What Are The Symptoms Of Compulsive Hoarding?

What are the symptoms of compulsive hoarding? There is a correlation between intelligence and compulsive hoarding. Most hoarders are highly intelligent and competent at work, but are chronically disorganized and living in massive amounts of clutter at home.

Compulsive hoarders accumulate things in their homes that other people might not consider worth saving or stockpiling. In addition, hoarding is considered compulsive when there is so much clutter that it interferes with the normal use of a hoarder's home. For example, some hoarders might store so much stuff on their beds that they are unable to sleep there and have to sleep on the couch instead. Other hoarders may be unable to use their stoves or ovens, or may be unable to enter some rooms, or in extreme cases may not be able to use any part of their house at all. Also, hoarding is considered compulsive when hoarders feel significant distress about their clutter.

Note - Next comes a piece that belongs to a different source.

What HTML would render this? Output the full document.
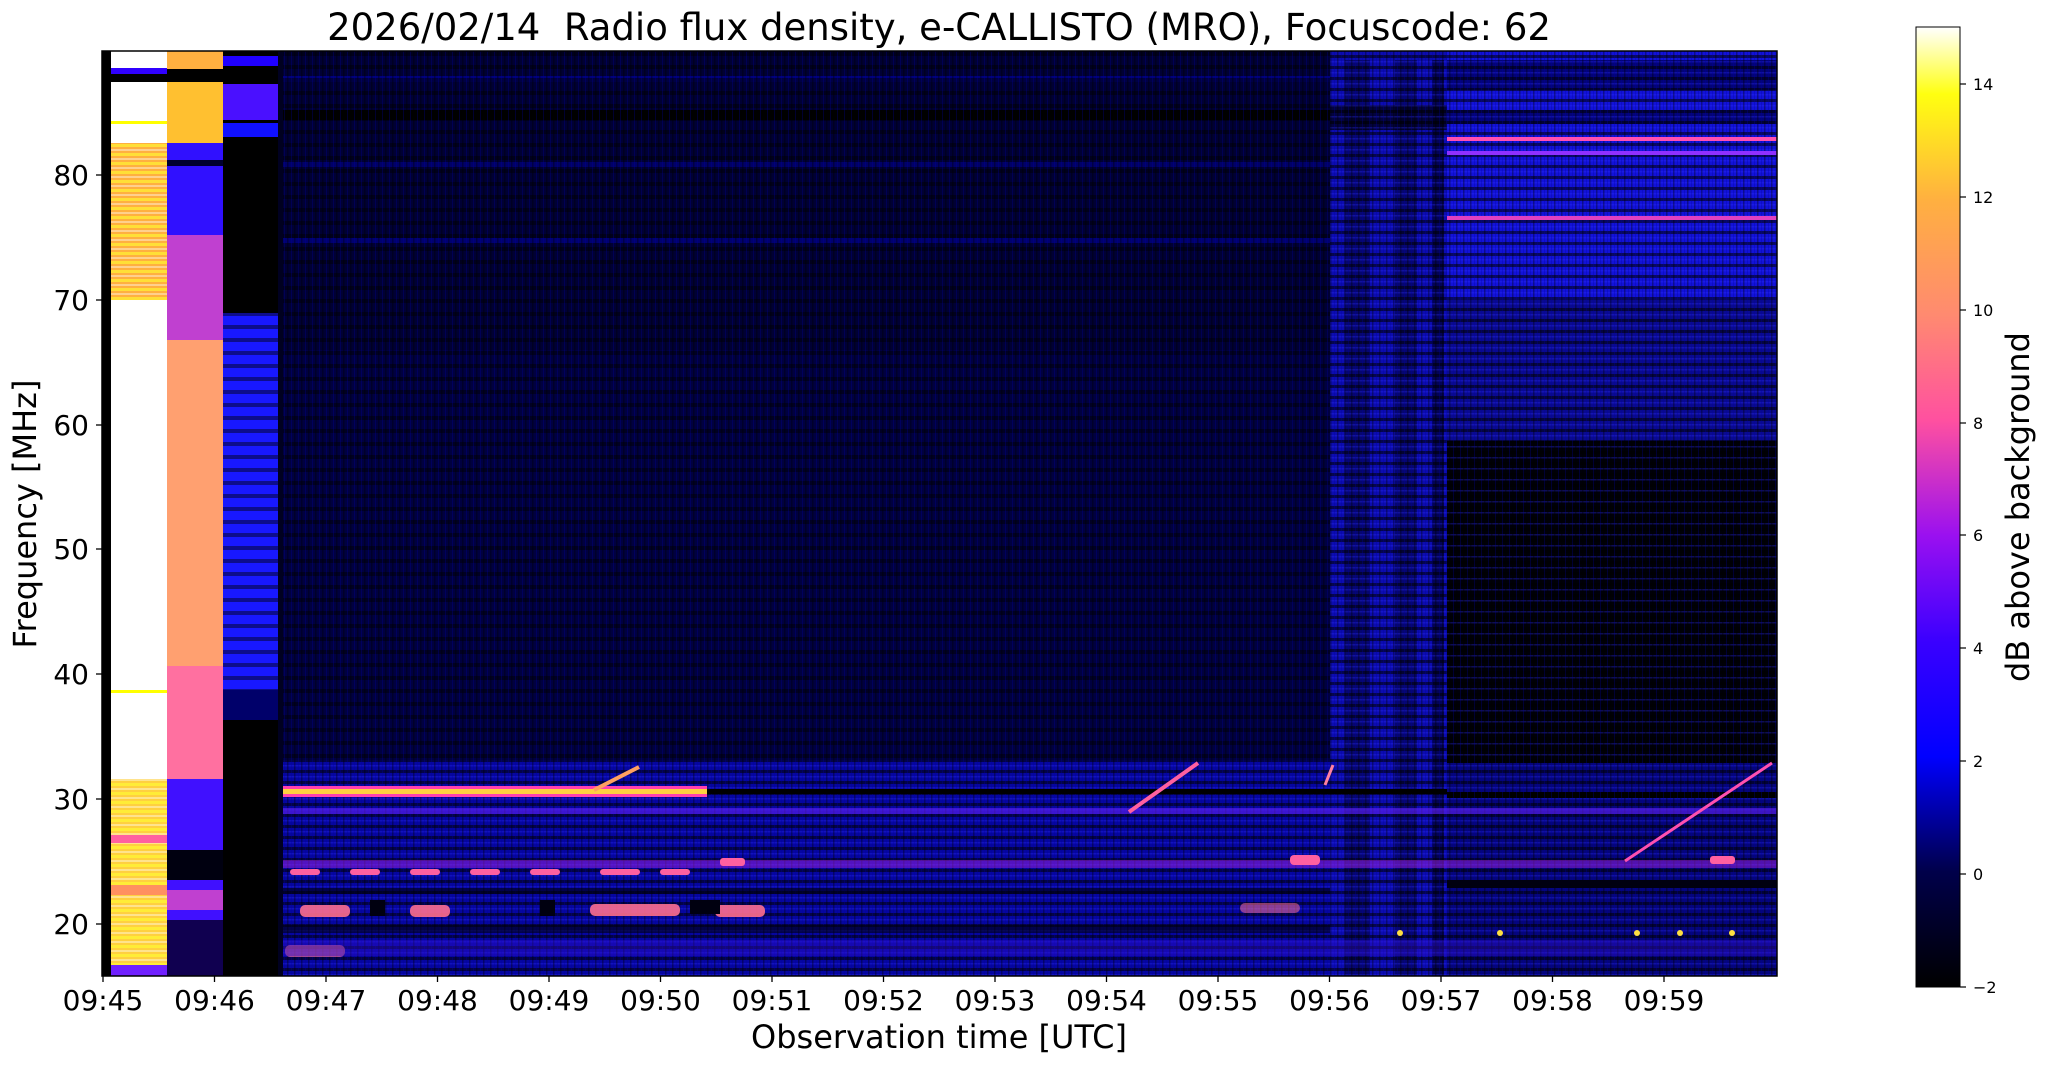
<!DOCTYPE html>
<html><head><meta charset="utf-8"><style>
html,body{margin:0;padding:0;background:#fff;width:2047px;height:1067px;overflow:hidden}
svg{display:block}
text{font-family:"DejaVu Sans","Liberation Sans",sans-serif;fill:#000}
</style></head><body>
<svg width="2047" height="1067" viewBox="0 0 2047 1067" xmlns="http://www.w3.org/2000/svg">
<defs>
<linearGradient id="cmap" x1="0" y1="1" x2="0" y2="0">
<stop offset="0" stop-color="#000000"/>
<stop offset="0.12" stop-color="#00004a"/>
<stop offset="0.24" stop-color="#0000ff"/>
<stop offset="0.36" stop-color="#3a00ff"/>
<stop offset="0.47" stop-color="#9a10f0"/>
<stop offset="0.59" stop-color="#ff50a0"/>
<stop offset="0.70" stop-color="#ff8a70"/>
<stop offset="0.82" stop-color="#ffb040"/>
<stop offset="0.93" stop-color="#ffff10"/>
<stop offset="1" stop-color="#ffffff"/>
</linearGradient>
<pattern id="hstripe" width="6" height="13" patternUnits="userSpaceOnUse">
<rect y="0" width="6" height="4" fill="#000" opacity="0.45"/>
</pattern>
<pattern id="hstripeB" width="6" height="11" patternUnits="userSpaceOnUse">
<rect y="0" width="6" height="3" fill="#000" opacity="0.55"/>
<rect y="6" width="6" height="1.5" fill="#3030ff" opacity="0.3"/>
</pattern>
<pattern id="vnoise" width="7" height="20" patternUnits="userSpaceOnUse">
<rect x="0" width="1.5" height="20" fill="#000" opacity="0.35"/>
<rect x="4" width="1" height="20" fill="#0000a0" opacity="0.3"/>
</pattern>
<pattern id="colA" width="56" height="9" patternUnits="userSpaceOnUse">
<rect width="56" height="3" fill="#ffff30" opacity="0.6"/>
<rect y="5" width="56" height="2" fill="#ffffff" opacity="0.4"/>
</pattern>
</defs>

<rect x="102" y="51" width="1675" height="925" fill="#000020"/>
<rect x="283" y="51" width="1047" height="300" fill="#000034"/>
<rect x="283" y="350" width="1047" height="410" fill="#000040"/>
<rect x="283" y="238" width="1047" height="5" fill="#000070"/>
<rect x="283" y="162" width="1047" height="5" fill="#000068"/>
<rect x="283" y="76" width="1047" height="6" fill="#00007a"/>
<rect x="283" y="110" width="1047" height="10" fill="#000000"/>
<!-- lower region -->
<rect x="283" y="760" width="1047" height="216" fill="#0606a0"/>
<!-- right region -->
<rect x="1447" y="51" width="330" height="390" fill="#1212d8"/>
<rect x="1447" y="60" width="330" height="30" fill="#000060" opacity="0.8"/>
<rect x="1447" y="110" width="330" height="14" fill="#000060" opacity="0.8"/>
<rect x="1447" y="300" width="330" height="141" fill="#0a0a90"/>
<rect x="1447" y="441" width="330" height="322" fill="#000008"/>
<rect x="1447" y="763" width="330" height="213" fill="#05057a"/>
<rect x="1447" y="792" width="330" height="6" fill="#000"/>
<!-- vertical bright band -->
<rect x="1330" y="51" width="117" height="925" fill="#0c0cb0"/>
<rect x="1345" y="60" width="25" height="916" fill="#000030" opacity="0.5"/>
<rect x="1395" y="60" width="22" height="916" fill="#000030" opacity="0.5"/>
<rect x="1432" y="60" width="12" height="916" fill="#000030" opacity="0.7"/>
<rect x="1330" y="105" width="117" height="25" fill="#000010" opacity="0.7"/>
<!-- textures -->
<rect x="283" y="51" width="1047" height="709" fill="url(#hstripe)"/>
<rect x="1330" y="51" width="447" height="925" fill="url(#hstripeB)"/>
<rect x="283" y="760" width="1047" height="216" fill="url(#hstripeB)"/>
<rect x="283" y="51" width="1494" height="925" fill="url(#vnoise)"/>
<!-- pink lines right -->
<rect x="1447" y="137" width="330" height="4" fill="#ff50b0"/>
<rect x="1447" y="151" width="330" height="4" fill="#9030ff"/>
<rect x="1447" y="216" width="330" height="4" fill="#e040c0"/>
<!-- 30.5MHz bright line -->
<rect x="283" y="786" width="424" height="11" fill="#ff40b0"/>
<rect x="283" y="789" width="424" height="5" fill="#ffd040"/>
<rect x="707" y="789" width="740" height="5" fill="#000"/>
<!-- lower bands -->
<rect x="283" y="808" width="1494" height="6" fill="#6020f0" opacity="0.6"/>
<rect x="283" y="860" width="1494" height="8" fill="#a020e0" opacity="0.5"/>
<g fill="#ff60a0">
<rect x="290" y="869" width="30" height="6" rx="3"/><rect x="350" y="869" width="30" height="6" rx="3"/>
<rect x="410" y="869" width="30" height="6" rx="3"/><rect x="470" y="869" width="30" height="6" rx="3"/>
<rect x="530" y="869" width="30" height="6" rx="3"/><rect x="600" y="869" width="40" height="6" rx="3"/>
<rect x="660" y="869" width="30" height="6" rx="3"/><rect x="720" y="858" width="25" height="8" rx="3"/>
<rect x="1290" y="855" width="30" height="10" rx="4"/><rect x="1710" y="856" width="25" height="8" rx="3"/>
</g>
<g fill="#ff7090" opacity="0.9">
<rect x="300" y="905" width="50" height="12" rx="5"/><rect x="410" y="905" width="40" height="12" rx="5"/>
<rect x="590" y="904" width="90" height="12" rx="5"/><rect x="715" y="905" width="50" height="12" rx="5"/>
<rect x="1240" y="903" width="60" height="10" rx="5" opacity="0.6"/>
<rect x="285" y="945" width="60" height="12" rx="5" opacity="0.7"/>
</g>
<rect x="283" y="940" width="1494" height="16" fill="#3010d0" opacity="0.4"/>
<g fill="#000010">
<rect x="370" y="900" width="15" height="16"/><rect x="540" y="900" width="15" height="16"/>
<rect x="690" y="900" width="30" height="14"/><rect x="1447" y="880" width="330" height="8"/>
<rect x="283" y="888" width="1047" height="6" opacity="0.6"/>
<rect x="283" y="925" width="1047" height="8" opacity="0.6"/>
</g>
<line x1="594" y1="790" x2="639" y2="767" stroke="#ffa060" stroke-width="4"/>
<line x1="1129" y1="812" x2="1198" y2="763" stroke="#ff60a0" stroke-width="4"/>
<line x1="1625" y1="861" x2="1772" y2="763" stroke="#ff50b0" stroke-width="3"/>
<line x1="1325" y1="785" x2="1333" y2="765" stroke="#ff80a0" stroke-width="3"/>
<g fill="#ffe040"><circle cx="1637" cy="933" r="3"/><circle cx="1680" cy="933" r="3"/><circle cx="1732" cy="933" r="3"/><circle cx="1400" cy="933" r="3"/><circle cx="1500" cy="933" r="3"/></g>

<!-- left columns -->
<rect x="102" y="51" width="9" height="925" fill="#000"/>
<rect x="111" y="51" width="56" height="925" fill="#ffffff"/>
<rect x="111" y="68" width="56" height="6" fill="#3000ff"/>
<rect x="111" y="74" width="56" height="8" fill="#000"/>
<rect x="111" y="121" width="56" height="3" fill="#ffff00"/>
<rect x="111" y="143" width="56" height="157" fill="#ffb040"/>
<rect x="111" y="143" width="56" height="157" fill="url(#colA)"/>
<rect x="111" y="690" width="56" height="3" fill="#ffff00"/>
<rect x="111" y="779" width="56" height="197" fill="#ffd040"/>
<rect x="111" y="779" width="56" height="197" fill="url(#colA)"/>
<rect x="111" y="835" width="56" height="8" fill="#ff60a0"/>
<rect x="111" y="885" width="56" height="10" fill="#ff9060"/>
<rect x="111" y="965" width="56" height="11" fill="#7020ff"/>
<rect x="167" y="51" width="56" height="925" fill="#ff9a70"/>
<rect x="167" y="51" width="56" height="18" fill="#ffb040"/>
<rect x="167" y="69" width="56" height="13" fill="#000"/>
<rect x="167" y="82" width="56" height="62" fill="#ffc030"/>
<rect x="167" y="143" width="56" height="92" fill="#3010ff"/>
<rect x="167" y="160" width="56" height="6" fill="#000030"/>
<rect x="167" y="235" width="56" height="105" fill="#c040d0"/>
<rect x="167" y="340" width="56" height="326" fill="#ffa070"/>
<rect x="167" y="666" width="56" height="113" fill="#ff70a0"/>
<rect x="167" y="779" width="56" height="197" fill="#4010ff"/>
<rect x="167" y="850" width="56" height="30" fill="#000010"/>
<rect x="167" y="890" width="56" height="20" fill="#c040d0"/>
<rect x="167" y="920" width="56" height="56" fill="#100050"/>
<rect x="223" y="51" width="55" height="925" fill="#000"/>
<rect x="223" y="56" width="55" height="10" fill="#2000ff"/>
<rect x="223" y="84" width="55" height="36" fill="#4a10ff"/>
<rect x="223" y="123" width="55" height="14" fill="#1010ff"/>
<rect x="223" y="313" width="55" height="380" fill="#1818ff"/>
<rect x="223" y="313" width="55" height="380" fill="url(#hstripe)"/>
<rect x="223" y="690" width="55" height="30" fill="#00006a"/>

<rect x="102" y="51" width="1675" height="925" fill="none" stroke="#000" stroke-width="1.5"/>

<text x="939" y="40" font-size="37" text-anchor="middle" xml:space="preserve">2026/02/14  Radio flux density, e-CALLISTO (MRO), Focuscode: 62</text>

<g stroke="#000" stroke-width="1.3">
<line x1="96" y1="924" x2="102" y2="924"/><line x1="96" y1="799" x2="102" y2="799"/>
<line x1="96" y1="674" x2="102" y2="674"/><line x1="96" y1="549" x2="102" y2="549"/>
<line x1="96" y1="425" x2="102" y2="425"/><line x1="96" y1="300" x2="102" y2="300"/>
<line x1="96" y1="175" x2="102" y2="175"/>
</g>
<g font-size="28" text-anchor="end">
<text x="89" y="934">20</text><text x="89" y="809">30</text><text x="89" y="684">40</text>
<text x="89" y="559">50</text><text x="89" y="435">60</text><text x="89" y="310">70</text>
<text x="89" y="185">80</text>
</g>
<text transform="translate(36,514) rotate(-90)" font-size="32" text-anchor="middle">Frequency [MHz]</text>

<g stroke="#000" stroke-width="1.3">
<line x1="103" y1="976" x2="103" y2="982"/><line x1="214.5" y1="976" x2="214.5" y2="982"/>
<line x1="326" y1="976" x2="326" y2="982"/><line x1="437.5" y1="976" x2="437.5" y2="982"/>
<line x1="549" y1="976" x2="549" y2="982"/><line x1="660.5" y1="976" x2="660.5" y2="982"/>
<line x1="772" y1="976" x2="772" y2="982"/><line x1="883.5" y1="976" x2="883.5" y2="982"/>
<line x1="995" y1="976" x2="995" y2="982"/><line x1="1106.5" y1="976" x2="1106.5" y2="982"/>
<line x1="1218" y1="976" x2="1218" y2="982"/><line x1="1329.5" y1="976" x2="1329.5" y2="982"/>
<line x1="1441" y1="976" x2="1441" y2="982"/><line x1="1552.5" y1="976" x2="1552.5" y2="982"/>
<line x1="1664" y1="976" x2="1664" y2="982"/>
</g>
<g font-size="28" text-anchor="middle">
<text x="103" y="1010">09:45</text><text x="214.5" y="1010">09:46</text><text x="326" y="1010">09:47</text>
<text x="437.5" y="1010">09:48</text><text x="549" y="1010">09:49</text><text x="660.5" y="1010">09:50</text>
<text x="772" y="1010">09:51</text><text x="883.5" y="1010">09:52</text><text x="995" y="1010">09:53</text>
<text x="1106.5" y="1010">09:54</text><text x="1218" y="1010">09:55</text><text x="1329.5" y="1010">09:56</text>
<text x="1441" y="1010">09:57</text><text x="1552.5" y="1010">09:58</text><text x="1664" y="1010">09:59</text>
</g>
<text x="939" y="1048" font-size="32" text-anchor="middle">Observation time [UTC]</text>

<rect x="1916" y="27" width="44" height="960" fill="url(#cmap)" stroke="#000" stroke-width="1"/>
<g stroke="#000" stroke-width="1.2">
<line x1="1960" y1="987" x2="1966" y2="987"/><line x1="1960" y1="874" x2="1966" y2="874"/>
<line x1="1960" y1="761" x2="1966" y2="761"/><line x1="1960" y1="648" x2="1966" y2="648"/>
<line x1="1960" y1="535" x2="1966" y2="535"/><line x1="1960" y1="423" x2="1966" y2="423"/>
<line x1="1960" y1="310" x2="1966" y2="310"/><line x1="1960" y1="197" x2="1966" y2="197"/>
<line x1="1960" y1="84" x2="1966" y2="84"/>
</g>
<g font-size="16">
<text x="1973" y="993">−2</text><text x="1973" y="880">0</text><text x="1973" y="767">2</text>
<text x="1973" y="654">4</text><text x="1973" y="541">6</text><text x="1973" y="429">8</text>
<text x="1973" y="316">10</text><text x="1973" y="203">12</text><text x="1973" y="90">14</text>
</g>
<text transform="translate(2029,507) rotate(-90)" font-size="32" text-anchor="middle">dB above background</text>
</svg>
</body></html>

Compulsive hoarders may be impaired, but that doesn't mean they are less intelligent. In fact, just the opposite is true. Compulsive hoarders are often exceptionally intelligent. Ron Alford, Managing Director of Disaster Masters, a company that specializes in cleaning out apartments that have become "utter disasters", thinks that there is a correlation between intelligence and hoarding. He says that hoarders "are really, really smart, but they just never learned how to manage the amount of stuff they have".




"In some cases," Alford says, "people develop a learned helplessness because they know that their spouse or significant other or roommate is going to come along and clean up behind them. These people can learn to put things away, but they are thinking about what they are going to do next, not what they should have been doing a minute ago. Everything that they look at, they leave, so that they have a trail. I believe that many people have clutter and collect stuff as a testament to their lives - as a way of saying, 'I was here. These are my trophies, this is my graduation picture, that's the little thing that I wore on graduation day, this is the picture of such and such, and that's my dog.' Sometimes these people's lives are really lousy and they become self-imprisoned, so they start hoarding."

"The solution," Alford says, "is to get these people to change how they think. They tend to think that they just are the way they are. It's like smoking. Some of the people who are dyed-in-the-wool smokers think they are smokers and therefore they are. That sounds so profound and yet so silly. But the minute people start thinking that they are not chronically disorganized, and that they need help because they are overwhelmed, they figure it out, and they find us, and we get them out of the mess in two ways."

"One way," Alford says, "is that we physically go in and do the work because these people are not capable of doing it. In some cases their clutter has gone on for so long that it may take a crew of five, six, seven, or eight people about four, five, or six days to undo what has been going on for ten, twenty, or thirty years. They just accumulate clutter until such time that they either volunteer or are forced by some outside relative, a landlord, or a government or social agency to change their behavior."

"The good news," Alford says, "is that with the Internet and with more publicity on the topic of compulsive hoarding, more hoarders are starting to realize that they don't need to be ashamed anymore, that there are people out there who understand the abnormality. If you had cancer, there would be no reason to feel ashamed about it. But sometimes people just don't know how to take care of themselves. They don't know how to even think about taking care of themselves, so therefore they don't."